Kölner Forschende mit Optimismus und Improvisationstalent
Um sich vor der Sonne zu schützen, haben die Forschenden eine blaue Gummiplane über das Seelabor gespannt. Doch die wird der Crew wenig später fast zum Verhängnis.
Ein Windstoß hat die Plane erfasst und sie wie ein Segel aufgeblasen. Das Schiff liegt bedrohlich schief im Wasser.
Yannick Dürcks und Laura Bolsenkötter hängen sich an der gegenüberliegenden Seite an die Außenreling, um zu verhindern, dass die Plattform kentert.
"Das kann auch passieren. Fast kentern und ins Wasser fallen. Bisher ist alles gut gegangen. Wird auch immer alles gut gehen."
Neben Optimismus ist jetzt Improvisationstalent gefragt. Das Team klettert an der Außenseite des Bootes umher, spannt die Plane ab und befüllt Kanister um ein Gegengewicht zu erzeugen.

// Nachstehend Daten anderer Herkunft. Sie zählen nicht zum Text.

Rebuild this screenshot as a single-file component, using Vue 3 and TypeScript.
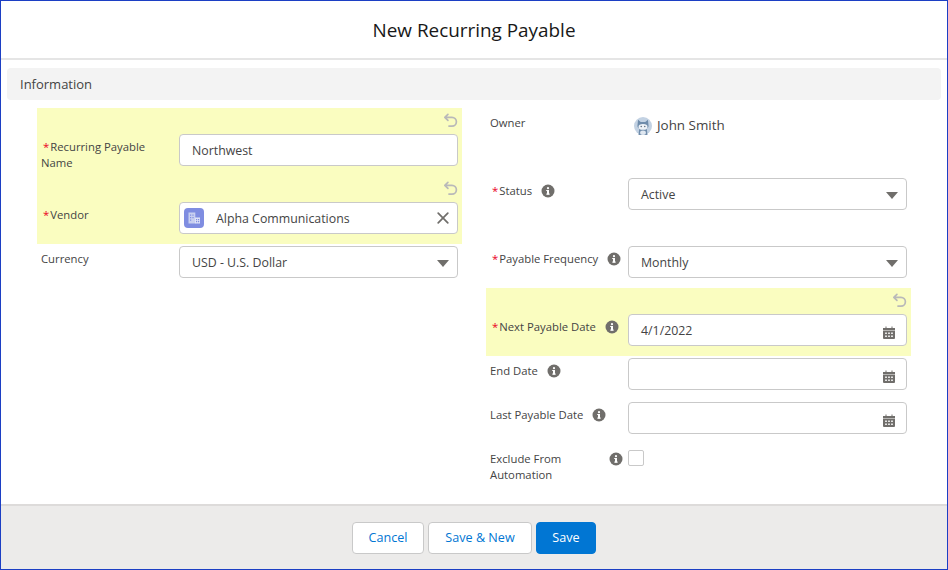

Doch dann erzwingt ein Gewitter hinter dem Olsberg den Abbruch der Arbeit. Yannick Dürcks ist unzufrieden, auch weil nicht alles funktioniert hat, wie erhofft:
"Das Problem war, dass wir das Gas vom Wassersedimentgemisch nicht trennen konnten, darum mussten wir die Messung abbrechen. Hinzu kommt das schlechte Wetter, das uns einen Strich durch die Rechnung gemacht hat. Der Plan ist jetzt, uns vor dem aufkommenden Wind und Gewitter zu schützen. Das heißt wir werden die Arbeitsplattform ans Ufer bringen, dort verstauen, alle Messgeräte sicherstellen und hoffen, dass morgen das Wetter besser wird und wir eine erneute Messung durchführen können."
Weil das Gewitter schnell vorbeizieht, können die Forschenden aber bereits am späten Nachmittag weitermachen.
Doch auch diesmal arbeiten die Maschinen nicht wie gewünscht. Trotzdem verliert keiner der Forschenden so schnell den Mut.
In der untergehenden Sonne überlegen sie, wie sie das Problem mit der Pumpe in den Griff bekommen können.
Und dann heißt es wie so oft in der Forschung: Ausprobieren, um eine Lösung zu finden - zunächst für die Saugpumpe und künftig hoffentlich mal für das Methanproblem der Stauseen.